The designer worked closely with the homeowners, a couple with two small children, to get the balance right. “One of the owners loves design and was fully involved in every aspect of the build,” says Joanna. “Her vision to keep the space bright and white became mine.”
The pair began by making minor tweaks to the first floor’s open plan. “In the living room, there were small upper windows on either side of the fireplace,” says the designer. “It may seem counterintuitive to remove windows, but doing so achieved a cleaner look and allowed us to maximize storage by building a floor-to-ceiling cabinet on one side that now hides the TV and its components.” The other side was fitted with a floating shelf and a built-in storage bench that keeps the kids’ toys and games out of sight.
In the kitchen, they added an island, which was built to both satisfy aesthetic desires and accommodate the wear and tear of little ones. “With kids in the house, an all-white island was a recipe for disaster – it would show every little kick and scuff mark,” says Joanna.

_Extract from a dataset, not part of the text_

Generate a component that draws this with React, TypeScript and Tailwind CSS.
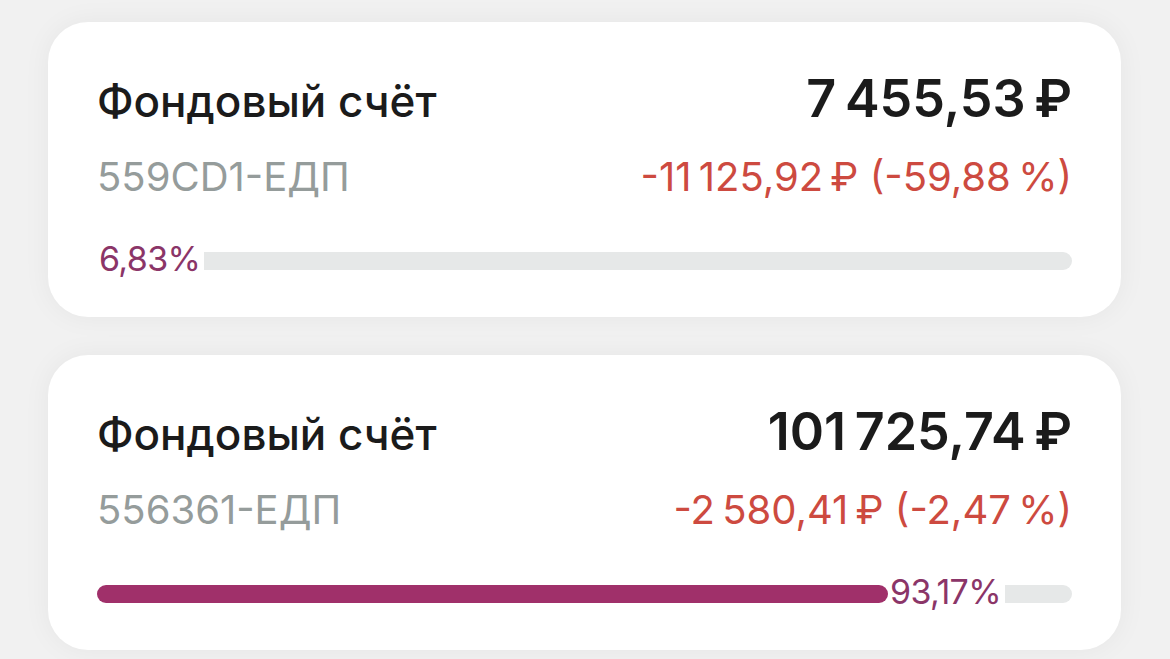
const accounts = [
  {
    title: 'Фондовый счёт',
    id: '559CD1-ЕДП',
    amount: '7\u202F455,53\u202F₽',
    change: '-11\u202F125,92\u202F₽ (-59,88\u202F%)',
    share: '6,83%',
    fill: 0,
  },
  {
    title: 'Фондовый счёт',
    id: '556361-ЕДП',
    amount: '101\u202F725,74\u202F₽',
    change: '-2\u202F580,41\u202F₽ (-2,47\u202F%)',
    share: '93,17%',
    fill: 791,
  },
];

function AccountCard({ account }: { account: (typeof accounts)[number] }) {
  return (
    <div className="rounded-[40px] bg-white px-[49px] pt-[49px] pb-[38px] shadow-[0_0_28px_rgba(0,0,0,0.05)]">
      {/* Title + balance */}
      <div className="flex h-[60px] items-baseline justify-between leading-[56px]">
        <span className="text-[44px] font-medium text-[#1b1b1b]">{account.title}</span>
        <span className="text-[52px] font-semibold text-[#1b1b1b]">{account.amount}</span>
      </div>

      {/* Account id + change */}
      <div className="mt-[22px] flex items-baseline justify-between text-[40px] leading-[48px]">
        <span className="text-[#959c9b]">{account.id}</span>
        <span className="text-[#cd4a40]">{account.change}</span>
      </div>

      {/* Share of portfolio */}
      <div className="mt-[42px] flex h-[36px] items-center">
        {account.fill > 0 && (
          <div className="h-[18px] rounded-full bg-[#a0306a]" style={{ width: `${account.fill}px` }} />
        )}
        <span className="mb-[4px] px-[2px] text-[34px] leading-[36px] tracking-[-0.6px] text-[#8b3568]">
          {account.share}
        </span>
        <div className="ml-[2px] h-[18px] flex-1 rounded-r-full rounded-l-[3px] bg-[#e6e8e8]" />
      </div>
    </div>
  );
}

export default function App() {
  return (
    <div
      className="min-h-[659px] w-[1170px] bg-[#f1f1f1] pt-[22px] pr-[49px] pl-[48px]"
      style={{ fontFamily: 'Inter, "Noto Sans", sans-serif' }}
    >
      <div className="flex flex-col gap-[38px]">
        {accounts.map((account) => (
          <AccountCard key={account.id} account={account} />
        ))}
      </div>
    </div>
  );
}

Not wanting to sacrifice white, she came up with a savvy solution. “I created a recessed panel on the front of the island, where the children sit, and covered it with the white oak used for the floorboards but applied in a herringbone pattern. It worked out perfectly.”
Mindful of maintaining the sleek-meets-laid-back dynamic, Joanna chose Benjamin Moore’s Simply White for the walls, saying, “It’s super clean yet has a slightly warm undertone.” For contrast, the owners’ inherited art collection suggested the introduction of a cool colour. All of the works have blue tones, which subtly wound their way into every room. In the living area, it’s cornflower-hued toss cushions; in the master suite, it’s a dreamy azure wallcovering.
Blue is even an undertone in the show-stopping marble-esque porcelain slab used in the kitchen backsplash and on the fireplace’s dramatic facade. “We planned on using real stone on the fireplace, but when we saw this look-alike, we fell in love,” says Joanna. Its veining and generous proportions create a spectacular effect that’s luxurious and livable, an equation the designer nails. “I’d describe this house as transitional modern. It’s got classic and contemporary features, but it’s still casual enough for a young family. Oh, and it’s pretty cool, too.”
The private leafy backyard allowed Joanna to forgo window coverings in most rooms, including the kitchen. With the homeowners’ input, the designer planned out custom cabinetry with everyday living in mind. “The top drawers are shallow for storing cutlery, utensils and napkins, while the bottom ones are deeper to house pots and dishes,” she says. The white finish creates an expansive feel, while the hardware adds definition. “I chose black pulls and handles because they give the eye a focal point,” says Joanna. The stainless steel range also helps break up all the white. Picking up on the appliance’s silvery hue and referencing the living room’s fireplace for continuity, a marble-look porcelain slab backs the range wall. At the other end of the room, the framed piece by artist Toni Onley was the initial inspiration for introducing touches of blue throughout the house.
Passed-down artwork is casually leaned on the living room’s floating shelf. Below it is a storage bench designer Joanna Vagelatos had built in. Colourful and patterned toss cushions, a furry throw and a woven basket lend warmth and natural texture to the mostly white space.
Joanna balanced the impactful veined porcelain slab on the fireplace with an open-legged side table and sofas for a light and airy feel. Artfully placing the owners’ clear coffee table over a soft pouffe layers in interest.
An inherited acrylic painting by West Coast artist Carol Haigh overlooks the dining area. Joanna updated the table, which the owners received as a wedding present, by refinishing the top and replacing its wooden legs with mod black steel ones. “This is the main eating area, so it had to feel casual,” she says.
The master bedroom’s peaceful wall mural brings the blue accents upstairs. “The owners love skiing, so this paper was perfect. And there’s a view of the mountains outside the window, so it also references that.” Low-hung sconces and a low-profile headboard don’t compete with the scenic effect.